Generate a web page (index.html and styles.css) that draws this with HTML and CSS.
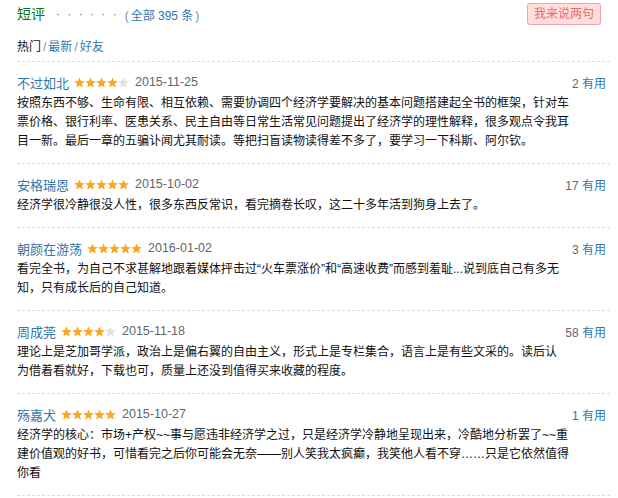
FILE: index.html
```html
<!DOCTYPE html>
<html lang="zh-CN">
<head>
<meta charset="utf-8">
<title>短评</title>
<link rel="stylesheet" href="styles.css">
</head>
<body>
<svg class="defs" width="0" height="0" aria-hidden="true">
  <symbol id="star" viewBox="0 0 11 11">
    <path d="M5.5 0.4 L7 3.9 L10.8 4.2 L7.9 6.7 L8.8 10.5 L5.5 8.5 L2.2 10.5 L3.1 6.7 L0.2 4.2 L4 3.9 Z"/>
  </symbol>
</svg>
<div class="wrap">
  <div class="hd">
    <h2 class="title">短评</h2>
    <span class="dots">· · · · · ·</span>
    <span class="count"><span class="paren">(</span><a href="#">全部 395 条</a><span class="paren">)</span></span>
    <a class="btn" href="#">我来说两句</a>
  </div>
  <div class="tabs"><span class="cur">热门</span><span class="sep">/</span><a href="#">最新</a><span class="sep">/</span><a href="#">好友</a></div>

  <ul class="list">
    <li class="item">
      <div class="meta">
        <a class="name" href="#">不过如北</a>
        <span class="stars"><svg class="on"><use href="#star"/></svg><svg class="on"><use href="#star"/></svg><svg class="on"><use href="#star"/></svg><svg class="on"><use href="#star"/></svg><svg class="off"><use href="#star"/></svg></span>
        <span class="date">2015-11-25</span>
        <span class="vote"><span class="num">2</span> <a href="#">有用</a></span>
      </div>
      <p class="txt">按照东西不够、生命有限、相互依赖、需要协调四个经济学要解决的基本问题搭建起全书的框架，针对车<br>票价格、银行利率、医患关系、民主自由等日常生活常见问题提出了经济学的理性解释，很多观点令我耳<br>目一新。最后一章的五骗讣闻尤其耐读。等把扫盲读物读得差不多了，要学习一下科斯、阿尔钦。</p>
    </li>
    <li class="item">
      <div class="meta">
        <a class="name" href="#">安格瑞恩</a>
        <span class="stars"><svg class="on"><use href="#star"/></svg><svg class="on"><use href="#star"/></svg><svg class="on"><use href="#star"/></svg><svg class="on"><use href="#star"/></svg><svg class="on"><use href="#star"/></svg></span>
        <span class="date">2015-10-02</span>
        <span class="vote"><span class="num">17</span> <a href="#">有用</a></span>
      </div>
      <p class="txt">经济学很冷静很没人性，很多东西反常识，看完摘卷长叹，这二十多年活到狗身上去了。</p>
    </li>
    <li class="item">
      <div class="meta">
        <a class="name" href="#">朝颜在游荡</a>
        <span class="stars"><svg class="on"><use href="#star"/></svg><svg class="on"><use href="#star"/></svg><svg class="on"><use href="#star"/></svg><svg class="on"><use href="#star"/></svg><svg class="on"><use href="#star"/></svg></span>
        <span class="date">2016-01-02</span>
        <span class="vote"><span class="num">3</span> <a href="#">有用</a></span>
      </div>
      <p class="txt">看完全书，为自己不求甚解地跟着媒体抨击过“火车票涨价”和“高速收费”而感到羞耻...说到底自己有多无<br>知，只有成长后的自己知道。</p>
    </li>
    <li class="item">
      <div class="meta">
        <a class="name" href="#">周成莞</a>
        <span class="stars"><svg class="on"><use href="#star"/></svg><svg class="on"><use href="#star"/></svg><svg class="on"><use href="#star"/></svg><svg class="on"><use href="#star"/></svg><svg class="off"><use href="#star"/></svg></span>
        <span class="date">2015-11-18</span>
        <span class="vote"><span class="num">58</span> <a href="#">有用</a></span>
      </div>
      <p class="txt">理论上是芝加哥学派，政治上是偏右翼的自由主义，形式上是专栏集合，语言上是有些文采的。读后认<br>为借着看就好，下载也可，质量上还没到值得买来收藏的程度。</p>
    </li>
    <li class="item">
      <div class="meta">
        <a class="name" href="#">殇嘉犬</a>
        <span class="stars"><svg class="on"><use href="#star"/></svg><svg class="on"><use href="#star"/></svg><svg class="on"><use href="#star"/></svg><svg class="on"><use href="#star"/></svg><svg class="on"><use href="#star"/></svg></span>
        <span class="date">2015-10-27</span>
        <span class="vote"><span class="num">1</span> <a href="#">有用</a></span>
      </div>
      <p class="txt">经济学的核心：市场+产权~~事与愿违非经济学之过，只是经济学冷静地呈现出来，冷酷地分析罢了~~重<br>建价值观的好书，可惜看完之后你可能会无奈——别人笑我太疯癫，我笑他人看不穿……只是它依然值得<br>你看</p>
    </li>
  </ul>
</div>
</body>
</html>
```

FILE: styles.css
```css
* { box-sizing: border-box; }
html, body { margin: 0; padding: 0; background: #fff; }
body {
  font-family: "Liberation Sans", Arial, "Noto Sans CJK SC", sans-serif;
  font-size: 12px;
  color: #111;
}
a { color: #37a; text-decoration: none; }
.defs { position: absolute; width: 0; height: 0; overflow: hidden; }

.wrap { padding: 3px 8px 0 17px; }

.hd {
  display: flex;
  align-items: center;
  height: 22px;
}
.title {
  margin: 0;
  font-size: 14px;
  font-weight: normal;
  color: #072;
  line-height: 18px;
}
.dots {
  margin-left: 11px;
  color: #3a9a7a;
  font-size: 12px;
  letter-spacing: 2px;
}
.count { margin-left: 4px; font-size: 12px; }
.paren { color: #6a8fb0; margin: 0 2px; }
.btn {
  margin-left: auto;
  margin-right: 9px;
  height: 22px;
  line-height: 20px;
  padding: 0 6px;
  border: 1px solid #f9a3a3;
  border-radius: 3px;
  background: #ffdede;
  color: #e96b6b;
  font-size: 12px;
}

.tabs {
  margin-top: 13px;
  line-height: 18px;
  margin-bottom: 5px;
}
.tabs .cur { color: #111; }
.tabs .sep { color: #888; margin: 0 2px; }

.list { list-style: none; margin: 0; padding: 0; }
.item {
  border-top: 1px dashed #ddd;
  padding: 11px 0 12px;
}
.item:last-child { border-bottom: 1px dashed #ddd; }
.meta {
  display: flex;
  align-items: center;
  height: 18px;
  margin-bottom: 3px;
}
.name { font-size: 13px; }
.stars { display: flex; margin-left: 5px; }
.stars svg { width: 11px; height: 11px; }
.stars .on { fill: #fba722; }
.stars .off { fill: #e2e2e2; }
.date { margin-left: 6px; color: #666; font-size: 12.5px; }
.vote { margin-left: auto; margin-right: 4px; font-size: 12px; }
.vote .num { color: #666; }
.txt {
  margin: 0;
  line-height: 19px;
}
```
··········
Transcribe the full listing above exactly, with the images removed.

- Expected output -
Generate a web page (index.html and styles.css) that draws this with HTML and CSS.
FILE: index.html
```html
<!DOCTYPE html>
<html lang="zh-CN">
<head>
<meta charset="utf-8">
<title>短评</title>
<link rel="stylesheet" href="styles.css">
</head>
<body>
<svg class="defs" width="0" height="0" aria-hidden="true">
  <symbol id="star" viewBox="0 0 11 11">
    <path d="M5.5 0.4 L7 3.9 L10.8 4.2 L7.9 6.7 L8.8 10.5 L5.5 8.5 L2.2 10.5 L3.1 6.7 L0.2 4.2 L4 3.9 Z"/>
  </symbol>
</svg>
<div class="wrap">
  <div class="hd">
    <h2 class="title">短评</h2>
    <span class="dots">· · · · · ·</span>
    <span class="count"><span class="paren">(</span><a href="#">全部 395 条</a><span class="paren">)</span></span>
    <a class="btn" href="#">我来说两句</a>
  </div>
  <div class="tabs"><span class="cur">热门</span><span class="sep">/</span><a href="#">最新</a><span class="sep">/</span><a href="#">好友</a></div>

  <ul class="list">
    <li class="item">
      <div class="meta">
        <a class="name" href="#">不过如北</a>
        <span class="stars"><svg class="on"><use href="#star"/></svg><svg class="on"><use href="#star"/></svg><svg class="on"><use href="#star"/></svg><svg class="on"><use href="#star"/></svg><svg class="off"><use href="#star"/></svg></span>
        <span class="date">2015-11-25</span>
        <span class="vote"><span class="num">2</span> <a href="#">有用</a></span>
      </div>
      <p class="txt">按照东西不够、生命有限、相互依赖、需要协调四个经济学要解决的基本问题搭建起全书的框架，针对车<br>票价格、银行利率、医患关系、民主自由等日常生活常见问题提出了经济学的理性解释，很多观点令我耳<br>目一新。最后一章的五骗讣闻尤其耐读。等把扫盲读物读得差不多了，要学习一下科斯、阿尔钦。</p>
    </li>
    <li class="item">
      <div class="meta">
        <a class="name" href="#">安格瑞恩</a>
        <span class="stars"><svg class="on"><use href="#star"/></svg><svg class="on"><use href="#star"/></svg><svg class="on"><use href="#star"/></svg><svg class="on"><use href="#star"/></svg><svg class="on"><use href="#star"/></svg></span>
        <span class="date">2015-10-02</span>
        <span class="vote"><span class="num">17</span> <a href="#">有用</a></span>
      </div>
      <p class="txt">经济学很冷静很没人性，很多东西反常识，看完摘卷长叹，这二十多年活到狗身上去了。</p>
    </li>
    <li class="item">
      <div class="meta">
        <a class="name" href="#">朝颜在游荡</a>
        <span class="stars"><svg class="on"><use href="#star"/></svg><svg class="on"><use href="#star"/></svg><svg class="on"><use href="#star"/></svg><svg class="on"><use href="#star"/></svg><svg class="on"><use href="#star"/></svg></span>
        <span class="date">2016-01-02</span>
        <span class="vote"><span class="num">3</span> <a href="#">有用</a></span>
      </div>
      <p class="txt">看完全书，为自己不求甚解地跟着媒体抨击过“火车票涨价”和“高速收费”而感到羞耻...说到底自己有多无<br>知，只有成长后的自己知道。</p>
    </li>
    <li class="item">
      <div class="meta">
        <a class="name" href="#">周成莞</a>
        <span class="stars"><svg class="on"><use href="#star"/></svg><svg class="on"><use href="#star"/></svg><svg class="on"><use href="#star"/></svg><svg class="on"><use href="#star"/></svg><svg class="off"><use href="#star"/></svg></span>
        <span class="date">2015-11-18</span>
        <span class="vote"><span class="num">58</span> <a href="#">有用</a></span>
      </div>
      <p class="txt">理论上是芝加哥学派，政治上是偏右翼的自由主义，形式上是专栏集合，语言上是有些文采的。读后认<br>为借着看就好，下载也可，质量上还没到值得买来收藏的程度。</p>
    </li>
    <li class="item">
      <div class="meta">
        <a class="name" href="#">殇嘉犬</a>
        <span class="stars"><svg class="on"><use href="#star"/></svg><svg class="on"><use href="#star"/></svg><svg class="on"><use href="#star"/></svg><svg class="on"><use href="#star"/></svg><svg class="on"><use href="#star"/></svg></span>
        <span class="date">2015-10-27</span>
        <span class="vote"><span class="num">1</span> <a href="#">有用</a></span>
      </div>
      <p class="txt">经济学的核心：市场+产权~~事与愿违非经济学之过，只是经济学冷静地呈现出来，冷酷地分析罢了~~重<br>建价值观的好书，可惜看完之后你可能会无奈——别人笑我太疯癫，我笑他人看不穿……只是它依然值得<br>你看</p>
    </li>
  </ul>
</div>
</body>
</html>
```

FILE: styles.css
```css
* { box-sizing: border-box; }
html, body { margin: 0; padding: 0; background: #fff; }
body {
  font-family: "Liberation Sans", Arial, "Noto Sans CJK SC", sans-serif;
  font-size: 12px;
  color: #111;
}
a { color: #37a; text-decoration: none; }
.defs { position: absolute; width: 0; height: 0; overflow: hidden; }

.wrap { padding: 3px 8px 0 17px; }

.hd {
  display: flex;
  align-items: center;
  height: 22px;
}
.title {
  margin: 0;
  font-size: 14px;
  font-weight: normal;
  color: #072;
  line-height: 18px;
}
.dots {
  margin-left: 11px;
  color: #3a9a7a;
  font-size: 12px;
  letter-spacing: 2px;
}
.count { margin-left: 4px; font-size: 12px; }
.paren { color: #6a8fb0; margin: 0 2px; }
.btn {
  margin-left: auto;
  margin-right: 9px;
  height: 22px;
  line-height: 20px;
  padding: 0 6px;
  border: 1px solid #f9a3a3;
  border-radius: 3px;
  background: #ffdede;
  color: #e96b6b;
  font-size: 12px;
}

.tabs {
  margin-top: 13px;
  line-height: 18px;
  margin-bottom: 5px;
}
.tabs .cur { color: #111; }
.tabs .sep { color: #888; margin: 0 2px; }

.list { list-style: none; margin: 0; padding: 0; }
.item {
  border-top: 1px dashed #ddd;
  padding: 11px 0 12px;
}
.item:last-child { border-bottom: 1px dashed #ddd; }
.meta {
  display: flex;
  align-items: center;
  height: 18px;
  margin-bottom: 3px;
}
.name { font-size: 13px; }
.stars { display: flex; margin-left: 5px; }
.stars svg { width: 11px; height: 11px; }
.stars .on { fill: #fba722; }
.stars .off { fill: #e2e2e2; }
.date { margin-left: 6px; color: #666; font-size: 12.5px; }
.vote { margin-left: auto; margin-right: 4px; font-size: 12px; }
.vote .num { color: #666; }
.txt {
  margin: 0;
  line-height: 19px;
}
```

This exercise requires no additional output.